::: SOURCE DATA :::

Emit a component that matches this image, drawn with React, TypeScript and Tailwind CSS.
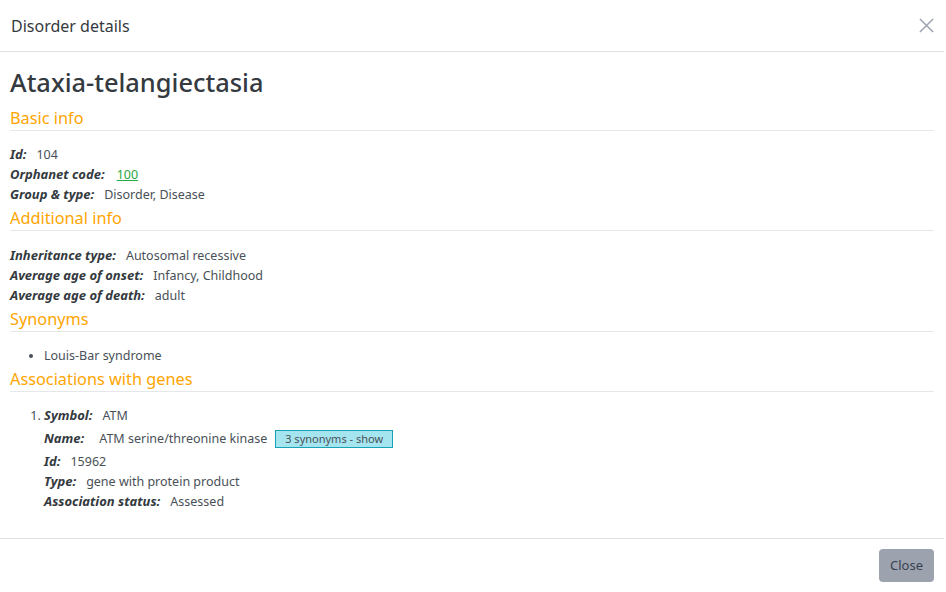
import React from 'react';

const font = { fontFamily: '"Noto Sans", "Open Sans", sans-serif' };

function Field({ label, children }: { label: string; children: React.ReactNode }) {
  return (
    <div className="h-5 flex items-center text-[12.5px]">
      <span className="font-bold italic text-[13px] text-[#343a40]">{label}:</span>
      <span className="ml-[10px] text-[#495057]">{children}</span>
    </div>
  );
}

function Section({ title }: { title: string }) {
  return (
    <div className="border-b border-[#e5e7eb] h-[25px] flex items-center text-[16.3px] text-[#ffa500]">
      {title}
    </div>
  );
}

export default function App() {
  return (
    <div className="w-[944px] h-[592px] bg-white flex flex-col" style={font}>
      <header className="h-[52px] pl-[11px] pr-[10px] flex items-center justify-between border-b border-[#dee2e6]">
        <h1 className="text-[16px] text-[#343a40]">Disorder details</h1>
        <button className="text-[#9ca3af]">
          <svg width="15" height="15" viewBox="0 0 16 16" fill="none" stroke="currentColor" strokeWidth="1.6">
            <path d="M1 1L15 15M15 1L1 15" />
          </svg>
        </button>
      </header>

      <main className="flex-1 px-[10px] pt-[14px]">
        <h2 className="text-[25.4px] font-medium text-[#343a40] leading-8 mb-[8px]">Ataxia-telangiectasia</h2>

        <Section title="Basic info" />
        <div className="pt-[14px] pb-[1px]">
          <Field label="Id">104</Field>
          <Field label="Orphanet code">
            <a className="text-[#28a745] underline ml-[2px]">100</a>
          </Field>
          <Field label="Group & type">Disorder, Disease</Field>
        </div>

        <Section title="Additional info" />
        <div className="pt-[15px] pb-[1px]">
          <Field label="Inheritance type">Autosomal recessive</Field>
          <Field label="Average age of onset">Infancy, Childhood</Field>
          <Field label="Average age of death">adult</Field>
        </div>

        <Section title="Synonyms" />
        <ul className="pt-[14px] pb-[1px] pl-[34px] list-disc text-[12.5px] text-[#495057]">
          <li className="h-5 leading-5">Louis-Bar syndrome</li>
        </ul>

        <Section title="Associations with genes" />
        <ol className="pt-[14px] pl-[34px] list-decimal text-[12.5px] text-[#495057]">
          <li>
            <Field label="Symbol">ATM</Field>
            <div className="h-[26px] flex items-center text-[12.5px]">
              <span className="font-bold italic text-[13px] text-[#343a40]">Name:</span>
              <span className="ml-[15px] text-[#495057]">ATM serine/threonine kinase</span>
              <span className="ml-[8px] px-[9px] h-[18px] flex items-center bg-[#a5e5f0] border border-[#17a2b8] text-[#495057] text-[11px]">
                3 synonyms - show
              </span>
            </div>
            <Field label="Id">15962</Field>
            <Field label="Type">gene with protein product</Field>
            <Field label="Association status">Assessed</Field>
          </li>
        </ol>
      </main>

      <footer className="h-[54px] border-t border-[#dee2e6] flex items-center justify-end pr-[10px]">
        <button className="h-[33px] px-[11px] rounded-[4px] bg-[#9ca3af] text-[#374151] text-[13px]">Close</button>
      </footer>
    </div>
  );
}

:::

### [WHAT YOU ARE ASKED TO DO]
Reproduce every line of the material precisely, omitting its pictures.

### [THE RESPONSE]
Emit a component that matches this image, drawn with React, TypeScript and Tailwind CSS.
import React from 'react';

const font = { fontFamily: '"Noto Sans", "Open Sans", sans-serif' };

function Field({ label, children }: { label: string; children: React.ReactNode }) {
  return (
    <div className="h-5 flex items-center text-[12.5px]">
      <span className="font-bold italic text-[13px] text-[#343a40]">{label}:</span>
      <span className="ml-[10px] text-[#495057]">{children}</span>
    </div>
  );
}

function Section({ title }: { title: string }) {
  return (
    <div className="border-b border-[#e5e7eb] h-[25px] flex items-center text-[16.3px] text-[#ffa500]">
      {title}
    </div>
  );
}

export default function App() {
  return (
    <div className="w-[944px] h-[592px] bg-white flex flex-col" style={font}>
      <header className="h-[52px] pl-[11px] pr-[10px] flex items-center justify-between border-b border-[#dee2e6]">
        <h1 className="text-[16px] text-[#343a40]">Disorder details</h1>
        <button className="text-[#9ca3af]">
          <svg width="15" height="15" viewBox="0 0 16 16" fill="none" stroke="currentColor" strokeWidth="1.6">
            <path d="M1 1L15 15M15 1L1 15" />
          </svg>
        </button>
      </header>

      <main className="flex-1 px-[10px] pt-[14px]">
        <h2 className="text-[25.4px] font-medium text-[#343a40] leading-8 mb-[8px]">Ataxia-telangiectasia</h2>

        <Section title="Basic info" />
        <div className="pt-[14px] pb-[1px]">
          <Field label="Id">104</Field>
          <Field label="Orphanet code">
            <a className="text-[#28a745] underline ml-[2px]">100</a>
          </Field>
          <Field label="Group & type">Disorder, Disease</Field>
        </div>

        <Section title="Additional info" />
        <div className="pt-[15px] pb-[1px]">
          <Field label="Inheritance type">Autosomal recessive</Field>
          <Field label="Average age of onset">Infancy, Childhood</Field>
          <Field label="Average age of death">adult</Field>
        </div>

        <Section title="Synonyms" />
        <ul className="pt-[14px] pb-[1px] pl-[34px] list-disc text-[12.5px] text-[#495057]">
          <li className="h-5 leading-5">Louis-Bar syndrome</li>
        </ul>

        <Section title="Associations with genes" />
        <ol className="pt-[14px] pl-[34px] list-decimal text-[12.5px] text-[#495057]">
          <li>
            <Field label="Symbol">ATM</Field>
            <div className="h-[26px] flex items-center text-[12.5px]">
              <span className="font-bold italic text-[13px] text-[#343a40]">Name:</span>
              <span className="ml-[15px] text-[#495057]">ATM serine/threonine kinase</span>
              <span className="ml-[8px] px-[9px] h-[18px] flex items-center bg-[#a5e5f0] border border-[#17a2b8] text-[#495057] text-[11px]">
                3 synonyms - show
              </span>
            </div>
            <Field label="Id">15962</Field>
            <Field label="Type">gene with protein product</Field>
            <Field label="Association status">Assessed</Field>
          </li>
        </ol>
      </main>

      <footer className="h-[54px] border-t border-[#dee2e6] flex items-center justify-end pr-[10px]">
        <button className="h-[33px] px-[11px] rounded-[4px] bg-[#9ca3af] text-[#374151] text-[13px]">Close</button>
      </footer>
    </div>
  );
}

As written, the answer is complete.